S'exprimant par vidéoconférence à partir de Beyrouth, M. Chamaa a été interrogé par la défense, plus précisément par Jad Khalil, le conseil de l'un des cinq accusés, Hassan Habib Merhi, sur les paiements qu'il était sommé de verser, sur ordre de Rafic Hariri, aux Syriens d'abord, aux journalistes libanais ensuite. La défense cite devant le témoin les noms de plusieurs hauts responsables et officiers syriens – Rustom Ghazalé, Hikmat Chehabi, Abdel Salam Daghestani – lui demandant de commenter des propos publiés sur le site Arabionline, en mars 2015. Le média rapporte des propos qui auraient été avancés par l'ancien chef des services de renseignements syriens au Liban, Rustom Ghazalé, dans lesquels ce dernier affirme que M. Hariri lui versait jusqu'à concurrence de 300 000 dollars, une somme qu'il désirait voir payée, selon lui, « à ses opposants pour acheter leur silence et faire en sorte qu'ils occultent les violations que Rafic Hariri commettait ».

« Vous voulez que je réponde à des propos véhiculés par la presse ? » s'exclame le témoin avant de voir le représentant du bureau du procureur, Graeme Cameron, puis le président de la Chambre de première instance, David Re, interrompre la défense pour lui reprocher de se fonder sur des informations de presse non confirmées. M. Khalil relance le témoin – qui avait lors d'une audience précédente affirmé qu'il versait régulièrement, via Rafic Hariri, des sommes d'argent à Rustom Ghazalé – pour savoir si l'ancien Premier ministre payait également des « rétributions » à Ghazi Kanaan, son prédécesseur. Ce à quoi M. Chamaa répond qu'effectivement il entendait dire que M. Hariri obtempérait lorsque M. Kanaan lui demandait « de l'aide », parce qu'« il voulait que les choses puissent fonctionner comme il se doit dans le pays qui était sous tutelle syrienne ». « Il me disait que tout ce que nous faisions, c'était de racheter le Liban (des Syriens, ndlr). Il savait que pour cela, le prix était élevé mais il était prêt à le payer. »

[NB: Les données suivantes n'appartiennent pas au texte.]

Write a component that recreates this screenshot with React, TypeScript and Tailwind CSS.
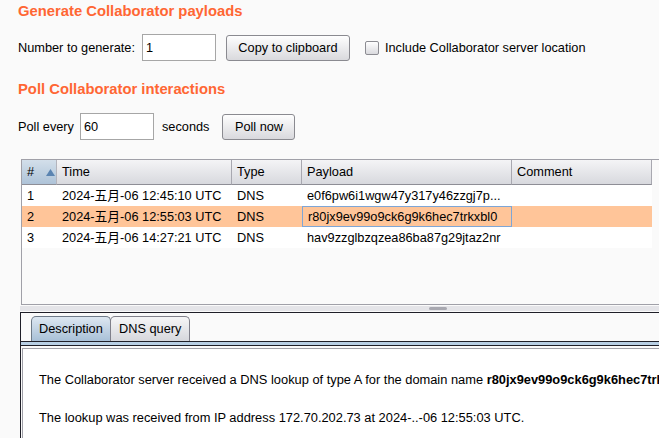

Le témoin ajoute que les Syriens pensaient que l'ancien Premier ministre « aspirait au pouvoir et à l'hégémonie, alors que tout ce qui l'intéressait c'était de réformer le pays ».


La défense lui soumet une photo dans laquelle on peut clairement voir les deux officiers syriens, Kanaan et Ghazalé, avec Rafic Hariri, prise à l'occasion de la passation des pouvoirs entre les deux officiers au cours de laquelle l'ancien Premier ministre a remis la clé de Beyrouth à Kanaan, en signe de remerciements pour « services rendus au Liban ». Devant l'étonnement à peine contenu de M. Khalil, le témoin explique qu'il s'agissait tout simplement d'une manière de contourner la présence syrienne au Liban « qui était un fait accompli ». Rafic Hariri « cherchait à les ménager », dit-il. Plus tard, la défense revient sur cette célèbre clé et lui repose la question. M. Chamaa lui répond, agacé, par cette formule : « Une personne se voit parfois contrainte de sourire à son bourreau. »

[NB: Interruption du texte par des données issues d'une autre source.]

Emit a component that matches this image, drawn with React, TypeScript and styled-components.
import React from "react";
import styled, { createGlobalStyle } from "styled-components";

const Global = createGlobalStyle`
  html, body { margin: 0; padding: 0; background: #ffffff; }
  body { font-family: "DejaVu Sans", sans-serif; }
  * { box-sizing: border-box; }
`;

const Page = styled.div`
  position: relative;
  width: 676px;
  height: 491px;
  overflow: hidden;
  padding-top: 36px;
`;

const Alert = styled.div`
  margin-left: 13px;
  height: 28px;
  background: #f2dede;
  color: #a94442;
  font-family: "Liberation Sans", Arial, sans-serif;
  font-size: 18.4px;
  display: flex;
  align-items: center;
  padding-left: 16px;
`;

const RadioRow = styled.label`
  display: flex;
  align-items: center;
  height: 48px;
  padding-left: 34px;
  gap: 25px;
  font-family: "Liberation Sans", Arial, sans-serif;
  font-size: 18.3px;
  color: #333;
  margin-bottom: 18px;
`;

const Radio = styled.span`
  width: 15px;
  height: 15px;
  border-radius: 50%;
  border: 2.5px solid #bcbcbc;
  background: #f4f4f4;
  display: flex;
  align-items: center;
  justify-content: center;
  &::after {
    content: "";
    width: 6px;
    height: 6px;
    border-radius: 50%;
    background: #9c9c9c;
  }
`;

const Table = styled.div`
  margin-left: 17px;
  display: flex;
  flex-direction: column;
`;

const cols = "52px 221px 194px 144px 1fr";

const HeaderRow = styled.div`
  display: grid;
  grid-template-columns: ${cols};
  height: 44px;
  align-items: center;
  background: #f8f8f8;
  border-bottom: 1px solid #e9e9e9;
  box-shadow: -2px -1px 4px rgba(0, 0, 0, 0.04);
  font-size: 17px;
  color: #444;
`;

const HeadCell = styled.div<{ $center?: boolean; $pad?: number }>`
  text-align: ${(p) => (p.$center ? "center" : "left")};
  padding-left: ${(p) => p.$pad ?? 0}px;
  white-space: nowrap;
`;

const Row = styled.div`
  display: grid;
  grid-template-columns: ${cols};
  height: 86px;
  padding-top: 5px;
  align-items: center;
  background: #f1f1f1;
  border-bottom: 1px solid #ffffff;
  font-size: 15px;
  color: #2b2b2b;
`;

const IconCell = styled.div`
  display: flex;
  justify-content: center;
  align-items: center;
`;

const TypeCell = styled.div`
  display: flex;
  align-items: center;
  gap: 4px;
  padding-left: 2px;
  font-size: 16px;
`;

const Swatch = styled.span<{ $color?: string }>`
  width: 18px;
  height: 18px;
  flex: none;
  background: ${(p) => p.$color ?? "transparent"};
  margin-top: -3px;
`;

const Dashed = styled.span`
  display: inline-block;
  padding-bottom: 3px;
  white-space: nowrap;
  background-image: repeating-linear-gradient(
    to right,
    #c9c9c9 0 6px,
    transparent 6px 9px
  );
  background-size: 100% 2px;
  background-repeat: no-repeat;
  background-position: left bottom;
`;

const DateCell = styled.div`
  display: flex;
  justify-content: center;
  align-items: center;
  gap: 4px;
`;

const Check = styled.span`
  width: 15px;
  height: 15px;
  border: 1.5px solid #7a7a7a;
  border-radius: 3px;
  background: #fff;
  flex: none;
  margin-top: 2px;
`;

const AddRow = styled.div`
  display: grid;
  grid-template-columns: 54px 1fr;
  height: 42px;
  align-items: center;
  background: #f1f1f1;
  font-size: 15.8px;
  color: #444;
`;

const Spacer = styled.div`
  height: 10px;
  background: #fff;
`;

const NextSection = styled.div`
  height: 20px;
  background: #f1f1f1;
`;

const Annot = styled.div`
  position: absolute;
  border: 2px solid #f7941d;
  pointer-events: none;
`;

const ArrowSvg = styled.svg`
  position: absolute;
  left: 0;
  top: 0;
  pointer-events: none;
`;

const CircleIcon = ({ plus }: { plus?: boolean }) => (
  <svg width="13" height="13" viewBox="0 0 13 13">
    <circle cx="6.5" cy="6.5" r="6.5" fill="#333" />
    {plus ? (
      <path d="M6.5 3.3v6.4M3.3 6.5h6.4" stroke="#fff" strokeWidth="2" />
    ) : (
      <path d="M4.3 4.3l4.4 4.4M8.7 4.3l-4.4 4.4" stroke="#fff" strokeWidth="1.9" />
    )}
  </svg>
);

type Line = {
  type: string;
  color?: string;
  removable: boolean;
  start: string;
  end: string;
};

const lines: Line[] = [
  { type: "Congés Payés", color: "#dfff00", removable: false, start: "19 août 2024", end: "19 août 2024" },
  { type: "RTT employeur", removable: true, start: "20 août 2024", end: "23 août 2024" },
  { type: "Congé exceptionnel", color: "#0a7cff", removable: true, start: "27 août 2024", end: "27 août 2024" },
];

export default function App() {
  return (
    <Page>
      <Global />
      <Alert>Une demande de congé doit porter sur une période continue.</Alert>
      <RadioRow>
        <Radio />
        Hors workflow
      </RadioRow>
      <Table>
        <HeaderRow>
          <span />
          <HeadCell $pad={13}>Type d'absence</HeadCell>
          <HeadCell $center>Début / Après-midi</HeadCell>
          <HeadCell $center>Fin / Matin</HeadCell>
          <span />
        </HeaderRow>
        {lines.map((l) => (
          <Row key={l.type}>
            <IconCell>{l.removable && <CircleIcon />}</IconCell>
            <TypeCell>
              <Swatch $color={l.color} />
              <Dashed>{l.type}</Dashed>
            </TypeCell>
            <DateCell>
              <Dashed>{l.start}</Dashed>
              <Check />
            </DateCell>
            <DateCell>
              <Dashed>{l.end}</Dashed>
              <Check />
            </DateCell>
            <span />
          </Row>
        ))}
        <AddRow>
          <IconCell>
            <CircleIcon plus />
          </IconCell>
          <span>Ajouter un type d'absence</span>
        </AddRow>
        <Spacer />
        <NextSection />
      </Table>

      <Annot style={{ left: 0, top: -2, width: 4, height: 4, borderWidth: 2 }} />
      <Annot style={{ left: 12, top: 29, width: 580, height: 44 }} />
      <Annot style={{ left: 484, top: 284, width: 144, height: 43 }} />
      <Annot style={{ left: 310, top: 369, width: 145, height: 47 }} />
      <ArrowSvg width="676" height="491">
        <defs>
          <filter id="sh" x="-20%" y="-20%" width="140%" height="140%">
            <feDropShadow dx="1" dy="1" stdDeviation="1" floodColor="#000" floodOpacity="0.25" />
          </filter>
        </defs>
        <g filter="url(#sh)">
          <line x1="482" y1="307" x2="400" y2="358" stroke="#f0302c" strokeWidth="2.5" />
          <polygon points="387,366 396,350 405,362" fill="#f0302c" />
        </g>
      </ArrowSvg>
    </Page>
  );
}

À plusieurs reprises, M. Khalil est interrompu par le juge Re, qui lui demande tantôt de préciser ses questions, tantôt de faire preuve de rigueur en lui rappelant notamment que le témoin a déjà répondu à la question, allant même jusqu'à reprendre lui-même les questions de la défense pour les reformuler de manière plus intelligible et les poser au témoin, cachant à peine son irritation face à la lenteur du processus et l'imprécision des questions. C'est notamment le cas lorsque M. Khalil demande si le témoin était au courant des travaux présumés en cours sur le lieu du crime à la veille de l'assassinat. Ce à quoi M. Chamaa répond en avoir effectivement « entendu parler au lendemain de l'assassinat », sans plus. M. Khalil persiste en lui demandant, à l'occasion d'une autre question, s'il n'avait pas eu plutôt peur d'accompagner M. Hariri le jour de l'assassinat sachant « que vous étiez au courant des travaux et des informations véhiculées par Bassel Fleyhane (ancien ministre, également victime de l'attentat du 14 février 2005)

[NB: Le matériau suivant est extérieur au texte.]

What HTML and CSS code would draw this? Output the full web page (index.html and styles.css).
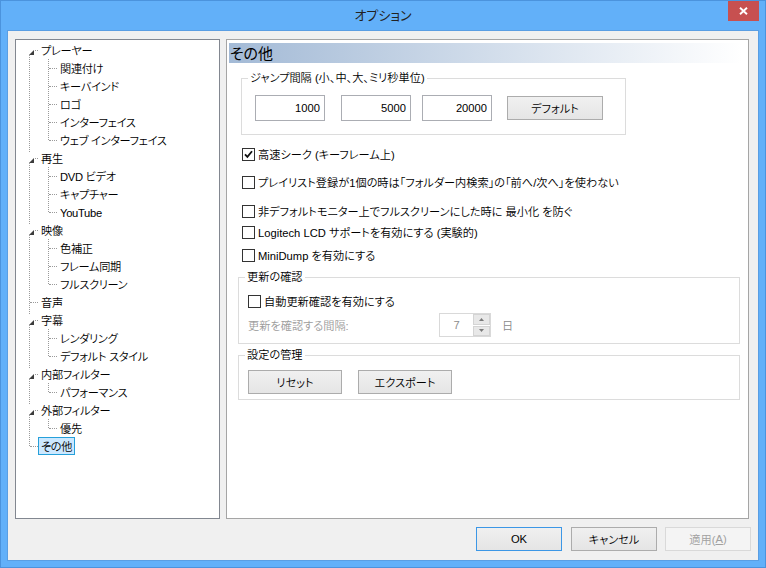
FILE: index.html
```html
<!DOCTYPE html>
<html lang="ja">
<head>
<meta charset="utf-8">
<title>オプション</title>
<link rel="stylesheet" href="styles.css">
</head>
<body>
<div class="window">
  <div class="titlebar">
    <div class="title">オプション</div>
    <div class="close"><svg width="9" height="8" viewBox="0 0 9 8"><path d="M1 0.8L8 7.2M8 0.8L1 7.2" stroke="#fff" stroke-width="1.9" fill="none"/></svg></div>
  </div>
  <div class="client">
    <div class="main">
      <div class="tree">
        <ul class="roots">
          <li class="root">
            <div class="row"><span class="exp"><svg width="10" height="10" viewBox="0 0 10 10"><polygon points="9,5 9,10 4,10" fill="#3c3c3c"/></svg></span><span class="label">プレーヤー</span></div>
            <ul class="children">
              <li class="child"><div class="row"><span class="label">関連付け</span></div></li>
              <li class="child"><div class="row"><span class="label">キーバインド</span></div></li>
              <li class="child"><div class="row"><span class="label">ロゴ</span></div></li>
              <li class="child"><div class="row"><span class="label">インターフェイス</span></div></li>
              <li class="child"><div class="row"><span class="label">ウェブ インターフェイス</span></div></li>
            </ul>
          </li>
          <li class="root">
            <div class="row"><span class="exp"><svg width="10" height="10" viewBox="0 0 10 10"><polygon points="9,5 9,10 4,10" fill="#3c3c3c"/></svg></span><span class="label">再生</span></div>
            <ul class="children">
              <li class="child"><div class="row"><span class="label">DVD ビデオ</span></div></li>
              <li class="child"><div class="row"><span class="label">キャプチャー</span></div></li>
              <li class="child"><div class="row"><span class="label">YouTube</span></div></li>
            </ul>
          </li>
          <li class="root">
            <div class="row"><span class="exp"><svg width="10" height="10" viewBox="0 0 10 10"><polygon points="9,5 9,10 4,10" fill="#3c3c3c"/></svg></span><span class="label">映像</span></div>
            <ul class="children">
              <li class="child"><div class="row"><span class="label">色補正</span></div></li>
              <li class="child"><div class="row"><span class="label">フレーム同期</span></div></li>
              <li class="child"><div class="row"><span class="label">フルスクリーン</span></div></li>
            </ul>
          </li>
          <li class="root">
            <div class="row"><span class="spacer"></span><span class="label">音声</span></div>
          </li>
          <li class="root">
            <div class="row"><span class="exp"><svg width="10" height="10" viewBox="0 0 10 10"><polygon points="9,5 9,10 4,10" fill="#3c3c3c"/></svg></span><span class="label">字幕</span></div>
            <ul class="children">
              <li class="child"><div class="row"><span class="label">レンダリング</span></div></li>
              <li class="child"><div class="row"><span class="label">デフォルト スタイル</span></div></li>
            </ul>
          </li>
          <li class="root">
            <div class="row"><span class="exp"><svg width="10" height="10" viewBox="0 0 10 10"><polygon points="9,5 9,10 4,10" fill="#3c3c3c"/></svg></span><span class="label">内部フィルター</span></div>
            <ul class="children">
              <li class="child"><div class="row"><span class="label">パフォーマンス</span></div></li>
            </ul>
          </li>
          <li class="root">
            <div class="row"><span class="exp"><svg width="10" height="10" viewBox="0 0 10 10"><polygon points="9,5 9,10 4,10" fill="#3c3c3c"/></svg></span><span class="label">外部フィルター</span></div>
            <ul class="children">
              <li class="child"><div class="row"><span class="label">優先</span></div></li>
            </ul>
          </li>
          <li class="root selected">
            <div class="row"><span class="spacer"></span><span class="label">その他</span></div>
          </li>
        </ul>
      </div>
      <div class="page">
        <div class="page-title">その他</div>
        <fieldset class="group jump">
          <legend>ジャンプ間隔 (小、中、大、ミリ秒単位)</legend>
          <div class="jump-row">
            <div class="edit">1000</div>
            <div class="edit e2">5000</div>
            <div class="edit e3">20000</div>
            <div class="btn b-default">デフォルト</div>
          </div>
        </fieldset>
        <div class="check c1"><span class="box"><svg width="9" height="9" viewBox="0 0 9 9"><polyline points="1,4.3 3.4,6.9 8,1.3" fill="none" stroke="#111" stroke-width="1.8"/></svg></span>高速シーク (キーフレーム上)</div>
        <div class="check c2"><span class="box"></span>プレイリスト登録が1個の時は「フォルダー内検索」の「前へ/次へ」を使わない</div>
        <div class="check c3"><span class="box"></span>非デフォルトモニター上でフルスクリーンにした時に 最小化 を防ぐ</div>
        <div class="check c4"><span class="box"></span>Logitech LCD サポートを有効にする (実験的)</div>
        <div class="check c5"><span class="box"></span>MiniDump を有効にする</div>
        <fieldset class="group wide update">
          <legend>更新の確認</legend>
          <div class="update-body">
            <div class="check"><span class="box"></span>自動更新確認を有効にする</div>
            <div class="interval">
              <span class="dim-label">更新を確認する間隔:</span>
              <div class="spin">
                <span class="spin-val">7</span>
                <span class="spin-btns">
                  <span class="spin-btn"><svg width="5" height="3" viewBox="0 0 5 3"><polygon points="2.5,0 5,3 0,3" fill="#7a7a7a"/></svg></span>
                  <span class="spin-btn"><svg width="5" height="3" viewBox="0 0 5 3"><polygon points="0,0 5,0 2.5,3" fill="#7a7a7a"/></svg></span>
                </span>
              </div>
              <span class="unit">日</span>
            </div>
          </div>
        </fieldset>
        <fieldset class="group wide manage">
          <legend>設定の管理</legend>
          <div class="manage-row">
            <div class="btn b-wide">リセット</div>
            <div class="btn b-wide b-export">エクスポート</div>
          </div>
        </fieldset>
      </div>
    </div>
    <div class="footer">
      <div class="btn b-foot b-ok">OK</div>
      <div class="btn b-foot b-cancel">キャンセル</div>
      <div class="btn b-foot b-apply">適用(<u>A</u>)</div>
    </div>
  </div>
</div>
</body>
</html>
```

FILE: styles.css
```css
* {
  box-sizing: border-box;
  margin: 0;
  padding: 0;
}

html, body {
  width: 766px;
  height: 568px;
  overflow: hidden;
}

body {
  font-family: "Liberation Sans", "Noto Sans CJK JP", sans-serif;
  font-size: 11.2px;
  font-weight: 350;
  font-feature-settings: "palt";
  color: #000;
  background: #62b0f9;
}

.window {
  width: 766px;
  height: 568px;
  border: 1px solid #4b93dd;
  background: #62b0f9;
  padding: 0 6px 6px;
  display: flex;
  flex-direction: column;
}

/* title bar */
.titlebar {
  height: 29px;
  flex: none;
  display: grid;
  grid-template-columns: 1fr auto 1fr;
  align-items: start;
}

.title {
  grid-column: 2;
  font-size: 13px;
  font-weight: 400;
  line-height: 29px;
  color: #222;
}

.close {
  grid-column: 3;
  justify-self: end;
  width: 31px;
  height: 20px;
  background: #c75050;
  display: flex;
  align-items: center;
  justify-content: center;
}

/* client area */
.client {
  flex: 1;
  background: #f0f0f0;
  border: 1px solid #5a9ee3;
  padding: 8px 7px 9px 7px;
  display: flex;
  flex-direction: column;
}

.main {
  display: flex;
  gap: 6px;
  height: 480px;
  margin-right: 2px;
}

/* tree */
.tree {
  width: 205px;
  border: 1px solid #828790;
  background: #fff;
  padding-top: 1px;
}

.roots,
.children {
  list-style: none;
  position: relative;
}

.roots::before {
  content: "";
  position: absolute;
  left: 13px;
  top: 9px;
  bottom: 9px;
  border-left: 1px dotted #9a9a9a;
}

.children::before {
  content: "";
  position: absolute;
  left: 32px;
  top: 0;
  bottom: 9px;
  border-left: 1px dotted #9a9a9a;
}

.row {
  height: 18px;
  display: flex;
  align-items: center;
  position: relative;
}

.root > .row {
  padding-left: 9px;
}

.root > .row::before {
  content: "";
  position: absolute;
  left: 14px;
  width: 8px;
  top: 9px;
  border-top: 1px dotted #9a9a9a;
}

.child > .row {
  padding-left: 41px;
}

.child > .row::before {
  content: "";
  position: absolute;
  left: 33px;
  width: 8px;
  top: 9px;
  border-top: 1px dotted #9a9a9a;
}

.exp {
  width: 10px;
  height: 10px;
  background: #fff;
  position: relative;
  z-index: 1;
  display: flex;
}

.spacer {
  width: 10px;
  height: 10px;
}

.label {
  padding: 2px 2px 0;
  border: 1px solid transparent;
  line-height: 14px;
  letter-spacing: -0.3px;
  white-space: nowrap;
  position: relative;
  z-index: 1;
}

.root > .row .label {
  margin-left: 3px;
}

.selected > .row .label {
  background: #cce8ff;
  border-color: #26a0da;
}

/* right page */
.page {
  width: 523px;
  border: 1px solid #a5a5a5;
  background: #fff;
  padding-top: 3px;
}

.page-title {
  margin-left: 2px;
  width: 513px;
  height: 20px;
  padding: 1px 0 0 1px;
  font-size: 15px;
  font-weight: 400;
  line-height: 20px;
  background: linear-gradient(to right, #a3bad6, #ffffff);
}

.group {
  border: 1px solid #dcdcdc;
  padding: 0;
}

.group legend {
  margin-left: 6px;
  padding: 0 2px;
  line-height: 16px;
}

.jump {
  margin: 7px 0 0 14px;
  width: 385px;
}

.jump-row {
  display: flex;
  align-items: center;
  padding: 9px 0 13px 13px;
}

.edit {
  width: 70px;
  height: 26px;
  border: 1px solid #abadb3;
  background: #fff;
  text-align: right;
  padding-right: 4px;
  line-height: 24px;
}

.e2 { margin-left: 16px; }
.e3 { margin-left: 11px; }

.btn {
  height: 24px;
  border: 1px solid #acacac;
  background: linear-gradient(#f0f0f0, #e5e5e5);
  display: flex;
  align-items: center;
  justify-content: center;
  white-space: nowrap;
}

.b-default {
  width: 96px;
  margin-left: 15px;
}

/* checkboxes */
.check {
  display: flex;
  align-items: center;
  height: 18px;
  white-space: nowrap;
}

.page > .check {
  margin-left: 15px;
}

.c1 { margin-top: 10px; }
.c2 { margin-top: 10px; }
.c3 { margin-top: 11px; }
.c4 { margin-top: 3px; }
.c5 { margin-top: 5px; }

.box {
  width: 13px;
  height: 13px;
  border: 1px solid #333;
  background: #fff;
  margin-right: 3px;
  display: flex;
  align-items: center;
  justify-content: center;
  flex: none;
}

/* update group */
.wide {
  margin-left: 11px;
  width: 502px;
}

.update {
  margin-top: 5px;
}

.update-body {
  padding: 7px 0 6px 9px;
}

.interval {
  margin-top: 3px;
  height: 24px;
  display: flex;
  align-items: center;
}

.dim-label {
  width: 191px;
  color: #9b9b9b;
}

.spin {
  width: 52px;
  height: 24px;
  border: 1px solid #d9d9d9;
  display: flex;
}

.spin-val {
  flex: 1;
  text-align: center;
  line-height: 22px;
  color: #8c8c8c;
}

.spin-btns {
  width: 17px;
  display: flex;
  flex-direction: column;
  gap: 1px;
}

.spin-btn {
  flex: 1;
  background: #e8e8e8;
  border: 1px solid #d4d4d4;
  display: flex;
  align-items: center;
  justify-content: center;
}

.unit {
  margin-left: 11px;
  color: #8a8a8a;
}

/* manage group */
.manage {
  margin-top: 3px;
}

.manage-row {
  display: flex;
  padding: 7px 0 5px 9px;
}

.b-wide {
  width: 94px;
}

.b-export {
  margin-left: 16px;
}

/* footer */
.footer {
  margin-top: 8px;
  display: flex;
  justify-content: flex-end;
}

.b-foot {
  width: 86px;
}

.b-ok {
  border-color: #3c97e6;
}

.b-cancel {
  margin-left: 9px;
}

.b-apply {
  margin-left: 8px;
  border-color: #d9d9d9;
  background: #f4f4f4;
  color: #a0a0a0;
}
```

sur les risques potentiels d'un assassinat ». La question irrite au plus haut point le témoin qui proteste devant les juges : « Je ne sais pas si une telle question est admise dans la procédure. Une question de ce type n'est autre qu'une accusation camouflée. Je me demande si les juges peuvent accepter une telle chose », s'offusque M. Chamaa avant de se reprendre : « Je vous ai pourtant dit que je n'étais pas au courant des travaux avant le jour de l'assassinat ». « Vous êtes en train de poser cette question à une personne qui aurait voulu mourir en martyr avec le Premier ministre », ajoute le témoin, pouvant à peine contenir son émotion. L'irritation de ce dernier est également perceptible lorsque la défense lui pose la question de savoir si les deux journalistes – Mohammad Choukair du Hayat et Fayçal Salman du Safir – qui servaient de messagers auprès des officiers syriens, touchaient également de l'argent de Rafic Hariri. Ce à quoi M. Chamaa répond par la négative, insistant sur le fait que le lien qu'ils « entretenaient avec l'ancien Premier ministre était un lien purement amical ». La défense revient à la charge et le relance par une autre question pour savoir si « le journaliste du Nahar » Tarek Tarchichi a effectivement touché la somme de 70 000 dollars de Rafic Hariri par le biais de Fayçal Salman. « Je ne m'en souviens pas. Cela peut être vrai », répond M. Chamaa.